**COLLECTED MATERIAL**
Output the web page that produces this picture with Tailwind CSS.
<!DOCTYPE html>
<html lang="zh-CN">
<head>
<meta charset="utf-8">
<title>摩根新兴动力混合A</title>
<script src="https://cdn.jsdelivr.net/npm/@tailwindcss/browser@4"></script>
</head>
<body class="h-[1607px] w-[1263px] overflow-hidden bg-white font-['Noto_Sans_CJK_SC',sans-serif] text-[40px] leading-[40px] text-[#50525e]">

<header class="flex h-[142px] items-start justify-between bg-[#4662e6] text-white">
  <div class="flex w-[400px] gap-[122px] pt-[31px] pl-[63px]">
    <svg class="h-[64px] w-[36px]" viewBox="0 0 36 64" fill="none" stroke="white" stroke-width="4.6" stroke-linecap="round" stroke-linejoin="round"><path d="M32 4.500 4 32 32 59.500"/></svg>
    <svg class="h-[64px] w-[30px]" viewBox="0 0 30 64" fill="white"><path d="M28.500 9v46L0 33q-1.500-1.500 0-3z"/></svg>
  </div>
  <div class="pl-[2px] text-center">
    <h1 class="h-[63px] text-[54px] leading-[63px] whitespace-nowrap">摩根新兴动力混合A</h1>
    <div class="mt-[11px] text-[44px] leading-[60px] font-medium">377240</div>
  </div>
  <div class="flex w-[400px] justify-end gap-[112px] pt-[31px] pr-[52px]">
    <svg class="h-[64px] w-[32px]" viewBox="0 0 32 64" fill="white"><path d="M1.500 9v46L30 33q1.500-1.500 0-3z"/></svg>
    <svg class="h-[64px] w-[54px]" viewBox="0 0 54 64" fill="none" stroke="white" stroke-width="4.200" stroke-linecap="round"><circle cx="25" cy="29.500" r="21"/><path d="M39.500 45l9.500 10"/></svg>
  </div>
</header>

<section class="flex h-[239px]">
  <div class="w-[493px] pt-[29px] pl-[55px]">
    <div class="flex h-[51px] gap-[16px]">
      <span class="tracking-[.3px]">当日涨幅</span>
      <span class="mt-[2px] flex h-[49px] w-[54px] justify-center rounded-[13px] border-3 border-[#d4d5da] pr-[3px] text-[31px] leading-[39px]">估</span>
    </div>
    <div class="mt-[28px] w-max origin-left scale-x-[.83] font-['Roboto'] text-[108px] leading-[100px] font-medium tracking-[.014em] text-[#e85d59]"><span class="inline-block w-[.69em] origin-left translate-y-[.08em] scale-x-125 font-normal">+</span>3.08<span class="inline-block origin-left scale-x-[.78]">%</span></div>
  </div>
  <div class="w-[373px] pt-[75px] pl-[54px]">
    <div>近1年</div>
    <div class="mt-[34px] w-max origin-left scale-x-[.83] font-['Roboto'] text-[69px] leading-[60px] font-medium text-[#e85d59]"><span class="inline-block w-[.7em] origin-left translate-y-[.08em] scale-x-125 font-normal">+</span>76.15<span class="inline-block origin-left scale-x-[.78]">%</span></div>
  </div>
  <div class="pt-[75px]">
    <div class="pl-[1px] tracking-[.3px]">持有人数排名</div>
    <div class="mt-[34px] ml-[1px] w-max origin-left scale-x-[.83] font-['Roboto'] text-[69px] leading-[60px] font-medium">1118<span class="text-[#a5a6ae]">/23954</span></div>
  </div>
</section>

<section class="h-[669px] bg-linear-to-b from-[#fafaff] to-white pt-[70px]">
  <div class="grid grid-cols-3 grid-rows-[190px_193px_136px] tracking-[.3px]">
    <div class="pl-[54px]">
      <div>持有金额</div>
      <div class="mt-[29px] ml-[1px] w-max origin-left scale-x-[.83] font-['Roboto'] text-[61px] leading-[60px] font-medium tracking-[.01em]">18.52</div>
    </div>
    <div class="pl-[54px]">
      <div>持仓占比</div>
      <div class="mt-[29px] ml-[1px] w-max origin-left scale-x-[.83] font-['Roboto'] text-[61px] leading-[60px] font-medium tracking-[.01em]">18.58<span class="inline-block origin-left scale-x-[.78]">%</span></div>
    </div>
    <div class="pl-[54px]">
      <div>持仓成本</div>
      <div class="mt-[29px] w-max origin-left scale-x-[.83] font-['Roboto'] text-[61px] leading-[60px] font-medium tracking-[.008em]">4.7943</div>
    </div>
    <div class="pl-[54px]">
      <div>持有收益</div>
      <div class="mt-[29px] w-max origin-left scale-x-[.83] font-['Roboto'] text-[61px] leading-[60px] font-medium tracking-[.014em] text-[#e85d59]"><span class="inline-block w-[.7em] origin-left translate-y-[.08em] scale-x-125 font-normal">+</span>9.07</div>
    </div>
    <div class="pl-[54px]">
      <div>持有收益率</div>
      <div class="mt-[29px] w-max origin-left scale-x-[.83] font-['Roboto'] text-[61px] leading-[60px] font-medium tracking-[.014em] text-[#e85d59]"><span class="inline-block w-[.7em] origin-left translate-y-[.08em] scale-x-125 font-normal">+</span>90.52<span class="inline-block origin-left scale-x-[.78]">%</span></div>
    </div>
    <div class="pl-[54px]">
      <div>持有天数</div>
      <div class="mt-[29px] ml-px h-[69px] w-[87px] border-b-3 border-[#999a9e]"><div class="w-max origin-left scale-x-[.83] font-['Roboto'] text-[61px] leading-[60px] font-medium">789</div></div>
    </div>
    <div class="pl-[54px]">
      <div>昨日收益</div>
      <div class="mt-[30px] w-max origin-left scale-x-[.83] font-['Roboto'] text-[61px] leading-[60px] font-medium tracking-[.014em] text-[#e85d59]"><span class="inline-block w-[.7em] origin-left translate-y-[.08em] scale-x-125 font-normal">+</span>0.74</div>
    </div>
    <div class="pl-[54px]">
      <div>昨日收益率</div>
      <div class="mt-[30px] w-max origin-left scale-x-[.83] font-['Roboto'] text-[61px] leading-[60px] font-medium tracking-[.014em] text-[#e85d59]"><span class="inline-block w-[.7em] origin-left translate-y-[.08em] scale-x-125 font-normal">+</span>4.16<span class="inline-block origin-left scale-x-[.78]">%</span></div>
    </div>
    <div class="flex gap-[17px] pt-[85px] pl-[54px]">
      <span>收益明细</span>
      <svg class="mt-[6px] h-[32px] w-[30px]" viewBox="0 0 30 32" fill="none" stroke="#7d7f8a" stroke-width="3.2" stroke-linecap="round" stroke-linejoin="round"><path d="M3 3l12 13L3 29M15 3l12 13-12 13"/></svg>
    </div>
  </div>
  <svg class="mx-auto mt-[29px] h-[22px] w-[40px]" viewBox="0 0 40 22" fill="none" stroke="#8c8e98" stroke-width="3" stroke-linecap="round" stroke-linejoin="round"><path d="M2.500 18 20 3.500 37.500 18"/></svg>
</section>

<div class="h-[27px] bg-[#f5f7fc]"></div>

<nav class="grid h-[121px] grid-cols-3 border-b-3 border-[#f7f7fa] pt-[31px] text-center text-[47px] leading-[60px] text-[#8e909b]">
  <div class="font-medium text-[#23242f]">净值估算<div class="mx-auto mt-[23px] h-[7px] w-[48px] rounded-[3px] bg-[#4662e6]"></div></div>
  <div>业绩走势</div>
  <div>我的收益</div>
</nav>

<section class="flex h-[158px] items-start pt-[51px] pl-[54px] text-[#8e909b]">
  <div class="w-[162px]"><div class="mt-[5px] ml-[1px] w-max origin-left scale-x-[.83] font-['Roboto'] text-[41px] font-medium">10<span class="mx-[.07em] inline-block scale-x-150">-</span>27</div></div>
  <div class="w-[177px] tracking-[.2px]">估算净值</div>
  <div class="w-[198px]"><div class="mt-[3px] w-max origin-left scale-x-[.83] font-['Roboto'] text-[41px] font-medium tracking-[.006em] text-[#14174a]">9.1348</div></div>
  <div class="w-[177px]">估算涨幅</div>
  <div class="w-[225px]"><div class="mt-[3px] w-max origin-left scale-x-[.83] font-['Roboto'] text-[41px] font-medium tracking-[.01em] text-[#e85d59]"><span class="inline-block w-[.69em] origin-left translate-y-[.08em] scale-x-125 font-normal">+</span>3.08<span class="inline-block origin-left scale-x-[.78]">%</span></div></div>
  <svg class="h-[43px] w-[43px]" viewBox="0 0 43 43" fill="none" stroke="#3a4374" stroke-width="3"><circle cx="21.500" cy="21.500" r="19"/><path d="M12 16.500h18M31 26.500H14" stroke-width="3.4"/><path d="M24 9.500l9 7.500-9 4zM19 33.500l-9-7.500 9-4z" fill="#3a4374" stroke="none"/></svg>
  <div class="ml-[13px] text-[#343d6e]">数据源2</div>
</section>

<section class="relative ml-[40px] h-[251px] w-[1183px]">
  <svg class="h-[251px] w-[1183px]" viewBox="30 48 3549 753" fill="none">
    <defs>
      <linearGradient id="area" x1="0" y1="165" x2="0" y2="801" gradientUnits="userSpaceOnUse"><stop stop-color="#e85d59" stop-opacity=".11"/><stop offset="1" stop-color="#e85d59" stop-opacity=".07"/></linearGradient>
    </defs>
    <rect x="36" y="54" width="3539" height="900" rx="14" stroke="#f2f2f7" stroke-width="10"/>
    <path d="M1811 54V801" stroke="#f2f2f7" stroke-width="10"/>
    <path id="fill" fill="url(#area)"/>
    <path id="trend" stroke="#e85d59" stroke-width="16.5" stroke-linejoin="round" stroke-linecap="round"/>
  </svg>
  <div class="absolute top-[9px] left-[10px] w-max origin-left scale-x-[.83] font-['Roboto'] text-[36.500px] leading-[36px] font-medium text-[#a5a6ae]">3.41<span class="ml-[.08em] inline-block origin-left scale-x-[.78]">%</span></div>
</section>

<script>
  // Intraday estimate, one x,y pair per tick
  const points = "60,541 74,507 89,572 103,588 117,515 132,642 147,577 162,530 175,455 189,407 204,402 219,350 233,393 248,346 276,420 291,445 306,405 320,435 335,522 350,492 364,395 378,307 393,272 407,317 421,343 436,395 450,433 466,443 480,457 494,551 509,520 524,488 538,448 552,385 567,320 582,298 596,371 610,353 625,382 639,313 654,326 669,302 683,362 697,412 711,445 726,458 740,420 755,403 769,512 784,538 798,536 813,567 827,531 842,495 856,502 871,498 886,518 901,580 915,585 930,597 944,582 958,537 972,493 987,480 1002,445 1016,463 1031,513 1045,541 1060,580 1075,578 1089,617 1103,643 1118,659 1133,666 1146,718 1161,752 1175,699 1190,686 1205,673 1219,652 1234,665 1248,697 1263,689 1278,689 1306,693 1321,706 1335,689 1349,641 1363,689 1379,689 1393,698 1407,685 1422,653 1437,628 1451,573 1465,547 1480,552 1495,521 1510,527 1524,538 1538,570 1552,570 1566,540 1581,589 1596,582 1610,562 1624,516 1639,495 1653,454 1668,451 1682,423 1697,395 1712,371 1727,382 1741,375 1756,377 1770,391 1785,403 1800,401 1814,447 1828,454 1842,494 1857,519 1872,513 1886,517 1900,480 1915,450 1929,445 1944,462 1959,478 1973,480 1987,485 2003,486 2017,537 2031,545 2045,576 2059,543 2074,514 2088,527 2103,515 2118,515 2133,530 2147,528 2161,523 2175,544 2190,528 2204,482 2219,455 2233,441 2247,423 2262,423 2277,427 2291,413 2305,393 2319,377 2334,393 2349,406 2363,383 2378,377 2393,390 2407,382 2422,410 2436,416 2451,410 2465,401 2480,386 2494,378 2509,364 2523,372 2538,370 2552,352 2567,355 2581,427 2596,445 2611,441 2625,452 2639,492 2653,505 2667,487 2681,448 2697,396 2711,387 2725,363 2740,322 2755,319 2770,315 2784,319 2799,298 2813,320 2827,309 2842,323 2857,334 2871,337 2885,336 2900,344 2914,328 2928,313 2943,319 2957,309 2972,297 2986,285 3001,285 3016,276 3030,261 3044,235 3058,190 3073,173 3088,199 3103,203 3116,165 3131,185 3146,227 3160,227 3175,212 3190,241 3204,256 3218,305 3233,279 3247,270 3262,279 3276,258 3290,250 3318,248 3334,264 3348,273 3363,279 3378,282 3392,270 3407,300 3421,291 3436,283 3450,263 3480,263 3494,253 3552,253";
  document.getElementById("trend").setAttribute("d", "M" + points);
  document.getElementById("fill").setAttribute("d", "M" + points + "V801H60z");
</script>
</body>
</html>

**EXERCISE AIM**
Using the material above, quote the first line and each line after it, stopping at and including the line that holds "w-[1263px] overflow-hidden bg-white".

**EXERCISE RESPONSE**
Output the web page that produces this picture with Tailwind CSS.
<!DOCTYPE html>
<html lang="zh-CN">
<head>
<meta charset="utf-8">
<title>摩根新兴动力混合A</title>
<script src="https://cdn.jsdelivr.net/npm/@tailwindcss/browser@4"></script>
</head>
<body class="h-[1607px] w-[1263px] overflow-hidden bg-white font-['Noto_Sans_CJK_SC',sans-serif] text-[40px] leading-[40px] text-[#50525e]">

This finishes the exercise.